SALT LAKE CITY — Before Game 2 last Wednesday, Jordan Clarkson walked to center court at Vivint Arena to be honored for winning Sixth Man of the Year. Who was walking right alongside him? An absolutely beaming Quin Snyder.
In a matter of minutes, Snyder would be roaming the sideline with his trademark intensity. But in that moment there was only one word to truly describe Snyder's expressions as the duo hugged, posed for pictures and waved to the crowd: Joy.
If there was someone worried about the early playoff struggles of Clarkson (there were), it wasn't Snyder.
"I can't remember who asked me, I think it was a number of people, if I was worried about Jordan's shooting because he hadn't shot great of late," Snyder said following Utah's Game 4 win Monday. "But you don't have to look too far back to see games like you saw (Monday)."
To be frank, Clarkson had more than struggled in the first-round series. He was 3 of 21 from 3-point range through the first three games and was shooting 37% from the field. The man the Jazz call for instant offense off the bench was bringing anything but that.
It wasn't just his shooting, either. He had four turnovers in Game 1, failed to get a rebound in Game 3, and was making head-scratching decisions along the way.
It looked like Monday was going be more of the same. He began Game 4 a woeful 2 for 7 and wasted possessions dribbling while Donovan Mitchell sat in the corner. That made fans, understandably, a bit restless.
Then the third quarter happened.
"He has the ability to come in the game and change the game," Snyder said. "And there's times when he can get himself in a little bit of trouble, but he can also get out of trouble."
He got the Jazz out of trouble in Game 4. Clarkson scored 10 points in the final 2:22 of the third quarter to give the Jazz a 13-point lead entering the fourth quarter.
He knocked down a short floater in transition and then hit a fadeaway shot over Ja Morant.

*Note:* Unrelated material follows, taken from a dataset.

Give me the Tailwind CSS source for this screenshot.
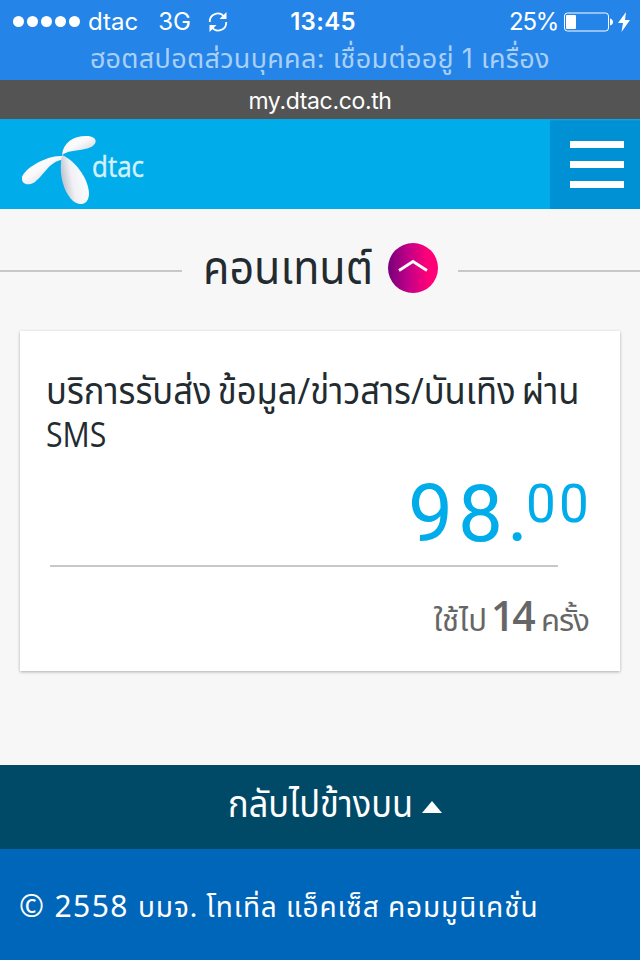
<!DOCTYPE html>
<html lang="th">
<head>
<meta charset="utf-8">
<meta name="viewport" content="width=device-width">
<title>dtac</title>
<script src="https://cdn.jsdelivr.net/npm/@tailwindcss/browser@4"></script>
</head>
<body class="w-[640px] h-[960px] overflow-hidden bg-[#f7f7f7] flex flex-col font-['Inter','Noto_Sans_Thai','Noto_Sans',sans-serif]">
<header class="h-20 shrink-0 bg-[#2484e8] text-white">
  <div class="h-10 grid grid-cols-[1fr_auto_1fr] items-center pl-[13px] pr-[10px] text-[24px] leading-[42px] whitespace-nowrap">
    <div class="flex items-center">
      <div class="flex gap-[3px]"><i class="size-[11px] rounded-full bg-white"></i><i class="size-[11px] rounded-full bg-white"></i><i class="size-[11px] rounded-full bg-white"></i><i class="size-[11px] rounded-full bg-white"></i><i class="size-[11px] rounded-full bg-white"></i></div>
      <span class="ml-2 pt-px">dtac</span><span class="ml-[20px] pt-px">3G</span>
      <svg class="ml-[17px] w-[20px] h-[20px]" viewBox="0 0 20 20" fill="none" stroke="white" stroke-width="1.8"><path d="M1.800 10A8 8 0 0 1 16 4.500M18.200 10A8 8 0 0 1 4 15.500"/><path d="M18.500 0V7H11.500Z M1.500 20V13H8.500Z" fill="white" stroke="none"/></svg>
    </div>
    <span class="font-semibold pl-[3px] pt-px tracking-[.3px]">13:45</span>
    <div class="flex items-center justify-end">
      <span class="tracking-[-1.300px] pt-px">25%</span>
      <svg class="ml-[6px] w-[49px] h-[20px]" viewBox="0 0 49 20"><rect x=".5" y="1" width="44" height="18" rx="3" fill="none" stroke="white"/><rect x="2" y="3" width="10" height="14" rx="1" fill="white"/><path d="M46 6.500Q49 7.500 49 10T46 13.500Z" fill="white"/></svg>
      <svg class="ml-[5px] w-[12px] h-[20px]" viewBox="0 0 12 20"><path d="M8 0L0 11H5L3.500 20L12 8H7Z" fill="white"/></svg>
    </div>
  </div>
  <div class="h-10 flex justify-center text-[27px] tracking-[.3px] leading-[38px] text-[#a9d0f7] whitespace-nowrap"><span>ฮอตสปอตส่วนบุคคล: เชื่อมต่ออยู่ 1 เครื่อง</span></div>
</header>
<div class="h-[39px] shrink-0 bg-[#545454] text-white text-center text-[23px] tracking-[-.35px] leading-[42px]"><span>my.dtac.co.th</span></div>
<nav class="h-[90px] shrink-0 bg-[#00acea] flex justify-between">
  <div class="flex items-center pl-5">
    <svg class="w-[140px] h-[80px]" viewBox="20 124 140 80">
      <defs>
        <linearGradient id="a" x1="0" y1="0" x2="1" y2="1"><stop offset=".45" stop-color="#fafafc"/><stop offset="1" stop-color="#c6cbd4"/></linearGradient>
        <linearGradient id="b" x1="0" y1=".6" x2="1" y2=".3"><stop offset="0" stop-color="#b4bac5"/><stop offset=".4" stop-color="#f0f1f5"/><stop offset="1" stop-color="#fff"/></linearGradient>
      </defs>
      <path d="M62 155C63 143 73 136 86 136C100 136 98 147 85 149C75 151 67 151 62 155Z" fill="url(#a)"/>
      <path d="M62 156C47 155 25 168 22 177C21 185 29 186 35 182C44 175 50 161 62 160Z" fill="url(#a)"/>
      <path d="M62 155C74 160 88 177 89 193C89 204 81 207 73 201C64 193 58 175 62 155Z" fill="url(#b)"/>
      <text x="92" y="177" font-family="Open Sans" font-size="30" fill="#d5f0fd" stroke="#d5f0fd" stroke-width=".5" textLength="52" lengthAdjust="spacingAndGlyphs">dtac</text>
    </svg>
  </div>
  <button class="w-[90px] bg-[#0091d4] flex flex-col items-start pl-5 pt-[20px] gap-[13px] mt-px border-t border-[#0898d8]" aria-label="เมนู"><i class="block w-[54px] h-[7px] bg-white"></i><i class="block w-[54px] h-[7px] bg-white"></i><i class="block w-[54px] h-[7px] bg-white"></i></button>
</nav>
<main class="h-[556px] shrink-0 pt-[34px]">
  <div class="flex items-center h-[54px] text-[#222b30]">
    <i class="w-[182px] h-[2px] bg-[#c8c8c8] mt-[2px]"></i>
    <h1 class="ml-[21px] w-[170px] text-[47px] leading-[48px] mb-[7px] whitespace-nowrap"><span class="inline-block origin-left scale-x-[.915]">คอนเทนต์</span></h1>
    <svg class="ml-[15px] mb-[4px] size-[50px]" viewBox="0 0 50 50"><defs><linearGradient id="p"><stop offset="0" stop-color="#76007a"/><stop offset=".4" stop-color="#c00088"/><stop offset=".8" stop-color="#ff0078"/></linearGradient></defs><circle cx="25" cy="25" r="25" fill="url(#p)"/><path d="M11 27.500L25 18.500L39 27.500" fill="none" stroke="white" stroke-width="2.800"/></svg>
    <i class="ml-5 flex-1 h-[2px] bg-[#c8c8c8] mt-[2px]"></i>
  </div>
  <section class="mx-5 mt-[34px] h-[340px] bg-white shadow-[0_1px_3px_rgba(0,0,0,.3)] pt-[36px] font-['Open_Sans','Noto_Sans_Thai',sans-serif]">
    <p class="pl-[26px] h-[90px] text-[37px] leading-[45px] text-[#222b30] whitespace-nowrap"><span class="block w-max origin-left scale-x-[.935] [word-spacing:-3px]">บริการรับส่ง ข้อมูล/ข่าวสาร/บันเทิง ผ่าน</span><span class="block w-max origin-left scale-x-[.89] text-[34px]">SMS</span></p>
    <div class="h-[108px] flex justify-end pr-[28px] text-[#00acea] text-[80px] leading-[114px] font-['Roboto',sans-serif]"><span class="tracking-[5px]">98</span><span class="w-[19px] -ml-px">.</span><span class="text-[53px] leading-[95px] tracking-[3.200px]">00</span></div>
    <div class="ml-[30px] w-[508px] h-[2px] bg-[#c8c8c8]"></div>
    <div class="h-[96px] flex justify-end items-baseline gap-[7px] pr-[31px] pt-[21px] text-[#666] text-[31px] leading-[54px] whitespace-nowrap"><span class="-mr-[3px]">ใช้ไป</span><span class="text-[41px] font-semibold tracking-[-2px] w-[43px]">14</span><span class="tracking-[-.9px]">ครั้ง</span></div>
  </section>
</main>
<div class="h-[84px] shrink-0 bg-[#004a68] text-white flex items-center pl-[228px] text-[37px]"><span class="whitespace-nowrap w-[184px] mb-[6px]"><span class="inline-block origin-left scale-x-[.93]">กลับไปข้างบน</span></span><svg class="ml-[10px] w-5 h-3" viewBox="0 0 20 12"><path d="M10 0L20 12H0Z" fill="white"/></svg></div>
<footer class="h-[111px] shrink-0 bg-[#0066b9] text-white pl-[19px] text-[28px] leading-[114px] whitespace-nowrap font-['Noto_Sans','Noto_Sans_Thai',sans-serif]"><span class="text-[30px] tracking-[1.400px]">© 2558 </span><span class="tracking-[.9px]">บมจ. โทเทิ่ล แอ็คเซ็ส คอมมูนิเคชั่น</span></footer>
</body>
</html>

Later, he nailed an open corner 3 and buried another triple with just 1.7 seconds left in the quarter. Clarkson also somehow found time for another shot during the short time period (he missed that one).
It was Clarkson at his Sixth-Man-of-the-Year best: an unconscious scorer, getting buckets in nearly no time at all.

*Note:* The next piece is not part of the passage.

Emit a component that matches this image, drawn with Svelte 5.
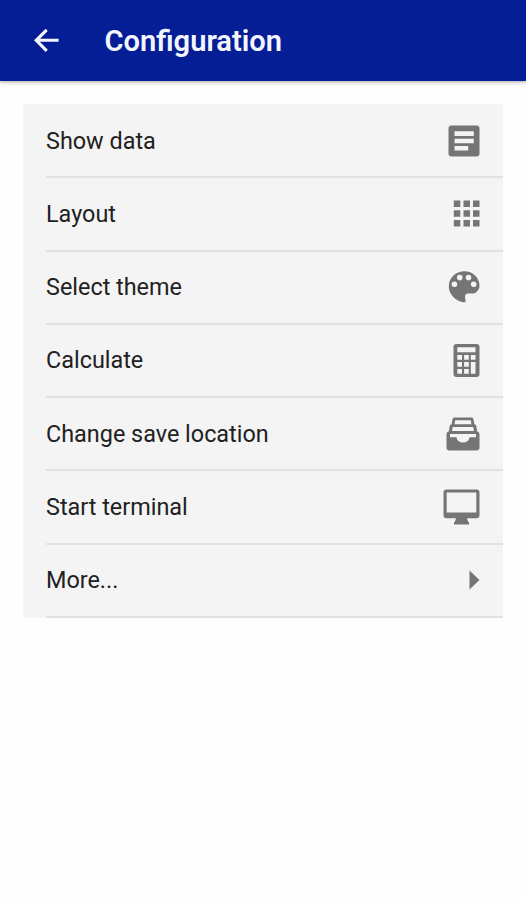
<script>
    // w / h are the drawn size, the path coordinates use the same units
    const items = [
        {
            label: 'Show data',
            w: 32,
            h: 32,
            path: 'M3.5 0.5h25a3 3 0 0 1 3 3v25a3 3 0 0 1-3 3h-25a3 3 0 0 1-3-3v-25a3 3 0 0 1 3-3zM6.5 6.3v4.6h19.3v-4.6zM6.5 13.7v4.6h19.3v-4.6zM6.5 20.9v4.6h13.7v-4.6z',
        },
        {
            label: 'Layout',
            w: 27,
            h: 27,
            path: 'M0.8 0.5h6.5v6.5h-6.5zM10.5 0.5h6.5v6.5h-6.5zM20 0.5h6.5v6.5h-6.5zM0.8 10.2h6.5v6.5h-6.5zM10.5 10.2h6.5v6.5h-6.5zM20 10.2h6.5v6.5h-6.5zM0.8 19.9h6.5v6.5h-6.5zM10.5 19.9h6.5v6.5h-6.5zM20 19.9h6.5v6.5h-6.5z',
        },
        {
            label: 'Select theme',
            w: 32,
            h: 32,
            path: 'M16.3 0.3C7.6 0.3 0.8 7 0.8 15.6C0.8 23.5 7.5 30 15 31.2C16.6 31.5 17.6 31.2 17.6 30C17.6 28.2 15.8 24 18.8 22.8C21.5 21.8 25.8 23.8 28.6 20.8C30.4 18.9 31.5 17 31.5 14.7C31.5 6.5 24.8 0.3 16.3 0.3zM6.4 10.5a2.8 2.8 0 1 0 .01 5.6a2.8 2.8 0 1 0-.01-5.6zM11.7 3.8a2.8 2.8 0 1 0 .01 5.6a2.8 2.8 0 1 0-.01-5.6zM20.5 3.8a2.8 2.8 0 1 0 .01 5.6a2.8 2.8 0 1 0-.01-5.6zM25.7 10.5a2.8 2.8 0 1 0 .01 5.6a2.8 2.8 0 1 0-.01-5.6z',
        },
        {
            label: 'Calculate',
            w: 27,
            h: 33,
            path: 'M3.5 0h20a3 3 0 0 1 3 3v27a3 3 0 0 1-3 3h-20a3 3 0 0 1-3-3v-27a3 3 0 0 1 3-3zM4.3 3.3v5h18.2v-5zM4.3 11v4.7h4.7v-4.7zM11.1 11v4.7h4.7v-4.7zM17.8 11v4.7h4.7v-4.7zM4.3 18v4.7h4.7v-4.7zM11.1 18v4.7h4.7v-4.7zM17.8 18v11.7h4.7v-11.7zM4.3 25v4.7h4.7v-4.7zM11.1 25v4.7h4.7v-4.7z',
        },
        {
            label: 'Change save location',
            w: 34,
            h: 34,
            path: 'M8.5 0.5h17a2 2 0 0 1 2 1.7l.8 5a2 2 0 0 1 2 1.8l.8 5.2a3 3 0 0 1 2.4 3v13.3a3 3 0 0 1-3 3h-27a3 3 0 0 1-3-3v-13.3a3 3 0 0 1 2.4-3l.8-5.2a2 2 0 0 1 2-1.8l.8-5a2 2 0 0 1 2-1.7zM9.2 3.2l-.6 4h16.8l-.6-4zM6.7 10l-.6 4h21.8l-.6-4zM4 16.9v3.4h6.5a6.5 5.2 0 0 0 13 0h6.5v-3.4z',
        },
        {
            label: 'Start terminal',
            w: 37,
            h: 36,
            path: 'M3.5 0.5h30a3 3 0 0 1 3 3v22.8a3 3 0 0 1-3 3h-9.5l1.2 3.6h.8v2.6h-15v-2.6h.8l1.2-3.6h-9.5a3 3 0 0 1-3-3v-22.8a3 3 0 0 1 3-3zM3.7 3.6v19.9h29.6v-19.9z',
        },
        {
            label: 'More...',
            w: 11,
            h: 20,
            path: 'M0.5 0.4L10.5 10L0.5 19.6z',
        },
    ];
</script>

<div class="screen">
    <header>
        <button class="back" aria-label="Back">
            <svg width="26" height="24" viewBox="0 0 26 24">
                <path d="M24.6 12.3H2.2M12.7 1.8L2.2 12.3L12.7 22.8" />
            </svg>
        </button>
        <h1>Configuration</h1>
    </header>

    <ul class="menu">
        {#each items as item}
        <li>
            <span>{item.label}</span>
            <svg class="icon" width={item.w} height={item.h} viewBox="0 0 {item.w} {item.h}">
                <path fill-rule="evenodd" d={item.path} />
            </svg>
        </li>
        {/each}
    </ul>
</div>

<style>
    :global(body) {
        background: #fff;
    }

    .screen {
        min-height: 900px;
        background: #fefefe;
        font-family: Roboto, sans-serif;
    }

    header {
        display: flex;
        align-items: center;
        height: 80.5px;
        box-sizing: border-box;
        padding-left: 34px;
        background: #051e96;
        box-shadow: 0 1px 4px rgba(0, 0, 0, 0.35);
    }

    .back {
        display: flex;
        padding: 0;
        border: none;
        background: none;
        cursor: pointer;
    }

    .back path {
        fill: none;
        stroke: #f4f6ff;
        stroke-width: 3.1;
    }

    h1 {
        margin: 1px 0 0 44.5px;
        color: #f4f6ff;
        font-size: 29.1px;
        font-weight: 600;
        line-height: 34px;
    }

    .menu {
        list-style: none;
        margin: 23.5px 23px 0 22.5px;
        padding: 1px 0 0 23.5px;
        background: #f4f4f4;
    }

    li {
        display: flex;
        align-items: center;
        justify-content: space-between;
        height: 73.25px;
        box-sizing: border-box;
        padding-right: 23px;
        border-bottom: 2px solid #e2e2e2;
        color: #212121;
        font-size: 23.4px;
    }

    .icon {
        fill: #757575;
    }
</style>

"Not a lot of teams have a guy that can legitimately get you 40 points in 30 minutes or however minutes he plays," Mike Conley said, before adding: "He's gonna win us games."

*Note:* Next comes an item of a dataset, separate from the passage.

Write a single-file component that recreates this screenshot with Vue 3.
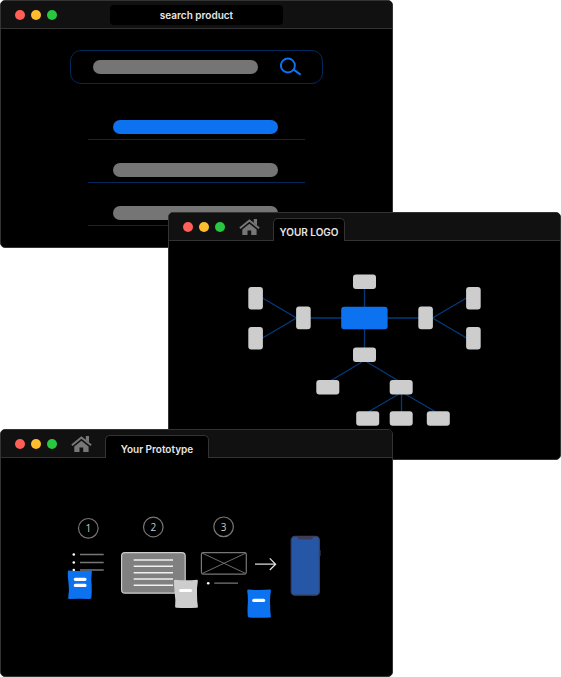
<script setup>
import { h } from 'vue'

const HomeIcon = () =>
  h('svg', { width: 21, height: 16, viewBox: '0 0 21 16', fill: '#777', 'aria-hidden': 'true' }, [
    h('path', { d: 'M3.3 10.6 L10.4 4.8 L17.6 10.6 V16 H12.2 V11.6 H8.5 V16 H3.3Z' }),
    h('path', { d: 'M14.8 0 H18 V6.4 L14.8 3.8Z' }),
    h('path', { d: 'M0.9 9.3 L10.4 1.5 L20.1 9.3', fill: 'none', stroke: '#777', 'stroke-width': 2 })
  ])

const rows = [{ active: true }, { active: false }, { active: false }]

const nodes = [
  { x: 353, y: 274.5, w: 23, h: 14.5 },
  { x: 353, y: 347.5, w: 23, h: 14.5 },
  { x: 316.3, y: 380, w: 23, h: 14.5 },
  { x: 389.7, y: 380, w: 23, h: 14.5 },
  { x: 356.2, y: 411.2, w: 23, h: 14.5 },
  { x: 389.7, y: 411.2, w: 23, h: 14.5 },
  { x: 426.8, y: 411.2, w: 23, h: 14.5 },
  { x: 248.3, y: 287, w: 14.6, h: 22.6 },
  { x: 248.3, y: 327, w: 14.6, h: 22.6 },
  { x: 296.1, y: 306.6, w: 14.6, h: 22.6 },
  { x: 418.3, y: 306.6, w: 14.6, h: 22.6 },
  { x: 466.1, y: 287, w: 14.6, h: 22.6 },
  { x: 466.1, y: 327, w: 14.6, h: 22.6 }
]

const steps = [
  { n: 1, x: 88.3, y: 528.3 },
  { n: 2, x: 153.3, y: 527 },
  { n: 3, x: 223.6, y: 526.8 }
]
const bullets = [554.5, 562.5, 570]
const cardLines = [560, 566.3, 572.7, 579, 585.3]
</script>

<template>
  <main class="stage">
    <section class="window">
      <header class="bar centered">
        <span class="lights"><i class="red"></i><i class="amber"></i><i class="green"></i></span>
        <span class="address">search product</span>
      </header>
      <div class="results">
        <form class="search" @submit.prevent>
          <input class="pill" type="text" aria-label="Search product" />
          <button class="go" type="submit" aria-label="Search">
            <svg width="22" height="20" viewBox="280 57 22 20" fill="none" stroke="#0d72f0" aria-hidden="true">
              <circle cx="287.9" cy="65.5" r="7" stroke-width="1.9" />
              <path d="M292.8 69.2 L300.6 74.6" stroke-width="2.1" />
            </svg>
          </button>
        </form>
        <ul class="list">
          <li v-for="(row, i) in rows" :key="i"><span class="pill" :class="{ active: row.active }"></span></li>
        </ul>
      </div>
    </section>

    <section class="window right">
      <header class="bar">
        <span class="lights"><i class="red"></i><i class="amber"></i><i class="green"></i></span>
        <a class="home" href="#" aria-label="Home"><HomeIcon /></a>
        <a class="tab" href="#">YOUR LOGO</a>
      </header>
      <svg class="drawing" viewBox="169 241 391 218" aria-hidden="true">
        <g fill="none" stroke="#023a7c" stroke-width="1.3">
          <path d="M364.5 282 V354 M303 318 H426" />
          <path d="M262.5 298 L296.5 318 L262.5 338" />
          <path d="M466.5 298 L432.5 318 L466.5 338" />
          <path d="M331 380.5 L362 362 M367 362 L398 380.5" />
          <path d="M369 411.5 L399 394 M401.5 394 V412 M405 394 L435 411.5" />
        </g>
        <rect v-for="(n, i) in nodes" :key="i" :x="n.x" :y="n.y" :width="n.w" :height="n.h" rx="3" fill="#cdcdcd" />
        <rect x="341.2" y="306.8" width="46.4" height="22.4" rx="3" fill="#0d72f0" />
      </svg>
    </section>

    <section class="window last">
      <header class="bar">
        <span class="lights"><i class="red"></i><i class="amber"></i><i class="green"></i></span>
        <a class="home" href="#" aria-label="Home"><HomeIcon /></a>
        <a class="tab wide" href="#">Your Prototype</a>
      </header>
      <svg class="drawing" viewBox="1 458 391 218" fill="none">
        <g v-for="s in steps" :key="s.n">
          <circle :cx="s.x" :cy="s.y" r="9.8" stroke="#777" stroke-width="1.2" />
          <text class="num" :x="s.x" :y="s.y + 4" text-anchor="middle">{{ s.n }}</text>
        </g>

        <g v-for="y in bullets" :key="y">
          <circle cx="73.8" :cy="y" r="1.3" fill="#fff" />
          <path :d="`M80 ${y} H103.7`" stroke="#777" stroke-width="1.3" />
        </g>
        <path d="M69 570.6 Q80 571.6 91 570.6 Q92.2 570.8 91.8 572.5 Q90.8 579 91.7 586 Q92 593 91.4 597.6 Q91 599 89.6 599 Q79 598.4 69.4 599 Q68 599 68.2 597.4 Q69.6 590 68.4 582 Q67.6 576 67.8 572 Q67.8 570.5 69 570.6Z" fill="#0d72f0" />
        <path d="M75.3 579.3 H85 M75.3 585.4 H85" stroke="#fff" stroke-width="3.2" stroke-linecap="round" />

        <rect x="121.6" y="552.6" width="63.6" height="40.6" rx="3.4" fill="#808080" stroke="#ccc" stroke-width="1.2" />
        <path v-for="y in cardLines" :key="y" :d="`M133.7 ${y} H173`" stroke="#f0f0f0" stroke-width="1.4" />
        <path d="M175.2 579.8 Q186 580.8 197 579.8 Q198.2 580 197.8 581.6 Q196.7 588 197 594 Q197 601 197.9 606.4 Q198 607.6 196.8 607.7 Q186 608.3 176.4 607.7 Q175 607.7 175.1 606.2 Q175.8 600 174.6 592 Q174 586 174 581 Q174.1 579.7 175.2 579.8Z" fill="#cdcdcd" />
        <path d="M180.6 590.5 H190.6" stroke="#fff" stroke-width="3" stroke-linecap="round" />

        <g stroke="#777">
          <rect x="201.4" y="552.6" width="44.9" height="21.5" rx="1.8" stroke-width="1.2" />
          <path d="M202 553 L246 573.6 M246 553 L202 573.6" stroke-width="0.9" />
          <path d="M214.3 583.2 H238" stroke-width="1.2" />
        </g>
        <circle cx="208.2" cy="583.2" r="1.3" fill="#fff" />

        <path d="M255 564.2 H275.3 M269.8 558.4 L275.6 564.2 L269.8 570" stroke="#ddd" stroke-width="1.3" />

        <path d="M248.4 589.6 Q259 590.5 270 589.6 Q271.2 589.8 270.8 591.4 Q269.8 597 270.1 604 Q270.1 611 270.9 616.2 Q271 617.4 269.8 617.5 Q260 618.2 249.2 617.5 Q247.9 617.4 247.8 616 Q247.2 610 247.9 602 Q248 595 247.2 591 Q247.2 589.5 248.4 589.6Z" fill="#0d72f0" />
        <path d="M253.8 600.4 H263.6" stroke="#fff" stroke-width="3.2" stroke-linecap="round" />

        <rect x="291.2" y="536.4" width="28.2" height="58.8" rx="3.8" fill="#2657a6" stroke="#3f3d56" stroke-width="1.2" />
        <path d="M297.6 536.6 H313 V537.5 Q312.8 539.6 310.8 539.6 H300 Q298 539.6 297.6 537.5Z" fill="#3f3d56" />
        <path d="M320.2 550 V556" stroke="#3f3d56" stroke-width="0.8" />
      </svg>
    </section>
  </main>
</template>

<style>
body {
  margin: 0;
  background: #fff;
}
</style>

<style scoped>
.stage {
  display: flex;
  flex-direction: column;
  font-family: Inter, "Liberation Sans", sans-serif;
}
.window {
  box-sizing: border-box;
  width: calc(100% - 168px);
  border: 1px solid #333;
  border-radius: 5px;
  background: #000;
  overflow: hidden;
  z-index: 0;
}
.right {
  align-self: flex-end;
  margin-top: -36px;
}
.last {
  margin-top: -31px;
}
.bar {
  display: flex;
  align-items: center;
  height: 27px;
  padding-left: 14px;
  background: #111;
  border-bottom: 1px solid #333;
}
.centered {
  display: grid;
  grid-template-columns: 1fr 173px 1fr;
  padding-right: 14px;
}
.lights {
  display: flex;
  gap: 6px;
}
.lights i {
  width: 10px;
  height: 10px;
  border-radius: 50%;
}
.red { background: #ff5f57; }
.amber { background: #febc2e; }
.green { background: #28c840; }
.address {
  height: 20px;
  border-radius: 4px;
  background: #000;
  color: #e6e6e6;
  font-size: 10px;
  font-weight: 600;
  line-height: 20px;
  text-align: center;
}
.home {
  display: flex;
  margin-left: 14px;
}
.tab {
  box-sizing: border-box;
  align-self: flex-end;
  min-width: 72px;
  height: 23px;
  margin: 0 0 -1px 13px;
  border: 1px solid #333;
  border-bottom: 0;
  border-radius: 5px 5px 0 0;
  background: #000;
  color: #e6e6e6;
  font-size: 10px;
  font-weight: 600;
  line-height: 27px;
  text-align: center;
  text-decoration: none;
  white-space: nowrap;
}
.wide {
  min-width: 104px;
}
.results {
  display: flex;
  flex-direction: column;
  align-items: center;
  padding: 21px 0;
}
.search {
  box-sizing: border-box;
  display: flex;
  align-items: center;
  width: 253px;
  max-width: 100%;
  height: 34px;
  padding: 0 20px 0 22px;
  border: 1px solid #02295c;
  border-radius: 11px;
}
.pill {
  display: block;
  box-sizing: border-box;
  width: 165px;
  height: 14px;
  padding: 0 8px;
  border: 0;
  border-radius: 7px;
  background: #757575;
  color: #fff;
  font-size: 10px;
  outline: 0;
}
.active {
  background: #0d72f0;
}
.go {
  display: flex;
  margin-left: auto;
  padding: 0;
  border: 0;
  background: none;
}
.list {
  width: 217px;
  margin: 13px 0 0;
  padding: 0;
  list-style: none;
}
.list li {
  padding: 23px 0 5px 25px;
  border-bottom: 1px solid #02295c;
}
.drawing {
  display: block;
  width: 100%;
}
.num {
  fill: #ccc;
  font-family: "Open Sans", sans-serif;
  font-size: 10px;
}
</style>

Clarkson finished with 24 points in 21 minutes Monday.
The Clarkson experience can be maddening for some, no doubt. He's an uber-confident scorer with the unshakable mindset that the next one is always going to go in, no matter how bad of a game or series he's having. The same thing that so many get frustrated with about his game — or laugh at, like fellow Sixth Man of the Year candidate Joe Ingles used to do — is the same thing that Snyder loves so much: Clarkson keeps on shooting.
For Snyder, that's harder than it appears to be.
"He's mentally tough enough to take the next shot," Snyder said. "But he's also someone that cares so deeply about not playing well, about helping the team, so when he does have a stretch where he's missing a couple in a row, I don't think he presses, but he's very aware of it. And usually, at times, you just need to remind him that's who he is and that's who we need him to be."
The Jazz needed that version of Clarkson in Game 4. Bojan Bogdanovic had a quiet 13 points, Conley had 11 and Ingles had just 2. With Memphis refusing to go away, the Jazz needed an offensive punch. For 2:22 they got a sizzling one from Clarkson. In Game 4, that was enough.
"I don't think we're too worried about him kind of getting cold in certain instances because we all know he can turn it around and he's been there in these moments, plenty of times," Mitchell said.